Solanin has little in common with how many readers think about manga. It’s a self-contained volume, slightly larger in size than the usual manga digest and much thicker. More important is the content, a story about young adults seeking to find themselves and their directions in life. If the book was described to me, I would be more likely to guess Top Shelf or Drawn & Quarterly instead of Viz. I welcome seeing this diversity from them as part of their Signature line.
Meiko graduated from college and took an office job while waiting for her “epiphany”, when she figures out what she wants to do. Her boyfriend, a freelance artist, moved in with her, but she’s tired of him, just like she’s tired of everything else. She knows what she hates, but she doesn’t know what she loves.

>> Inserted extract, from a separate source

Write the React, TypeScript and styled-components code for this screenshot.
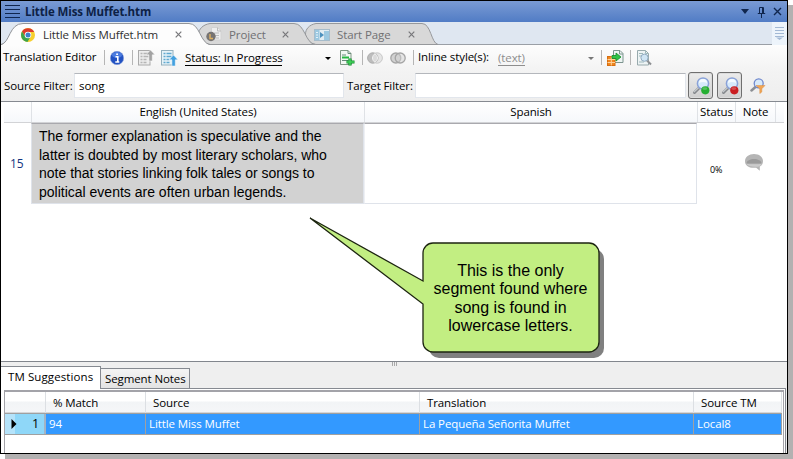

Her days are defined by boredom, especially after she quits the job to figure things out. She thinks she’s getting the freedom she needs, but she wastes her time hanging out at home, too apathetic to try any of her dreams or fancies. Her boyfriend’s also part of a band that doesn’t do anything but rehearse, and most of the other members have similar reactions to things. They claim “depression” because they’re too sensitive to deal with daily life.
Simple faces with detailed emotion convey every feeling in a way the reader can easily relate to. And most will have gone through this or known those who have. When I first heard about this story, my jaded side thought “why do I want to read this when I lived it?” But I found myself caught up in their uncertainty about life. I enjoyed the book more, having survived it and come out the other side. It gave me perspective that made the story richer as the characters discuss various philosophies and purposes.
The question of “what is happiness” is something everyone has to determine for themselves, and Meiko’s mom seems to have the right idea, saying it can be simple if you don’t make it hard for yourself. Bandmate Rip finds his own kind of contentment, while Meiko struggles for the strength to forge a new direction.
At first, she piles her drive into her boyfriend, encouraging him to pursue the music he loves, but that’s not a long-term solution for her, and fate makes that clear. That particular event was the most disappointing part of the book for me, because I got the feeling it was going to happen before it did, and I found it a little heavy-handed and cliched. But the point is to more fully develop Meiko. She tried to break out of routine, of settling for what she had, but while she had enough determination to make that choice, she didn’t have enough to keep pushing through to the next step. She too easily settled back into a new routine. It took shock and the removal of the guy she was clinging to to really make her change stick.
While Meiko is often aimless, the book is not. If you like Honey & Clover, try this for a more realistic, less wacky take on sometimes similar happenings. And be sure to linger over the outstanding art capturing the band’s stage performance. It captures music and energy wordlessly.
Here are a few more reviews:
- “like Scott Pilgrim but without the video game realism, and twice as much of the drama” — Christopher Butcher
- “a classy, beautiful book and at over 400 pages, a bargain to boot” — Greg McElhatton
- “exactly the kind of book that fans of manga who want to read mature, adult work have been hoping for” — Matthew J. Brady
Another Inio Asano work, What a Wonderful World!, has just been offered for order through the Previews catalog. Two volumes, 210 pages/$12.99 each, JUL09 1105 and JUL09 1106. They’re due out in October. (A complimentary copy for this review was provided by the publisher.)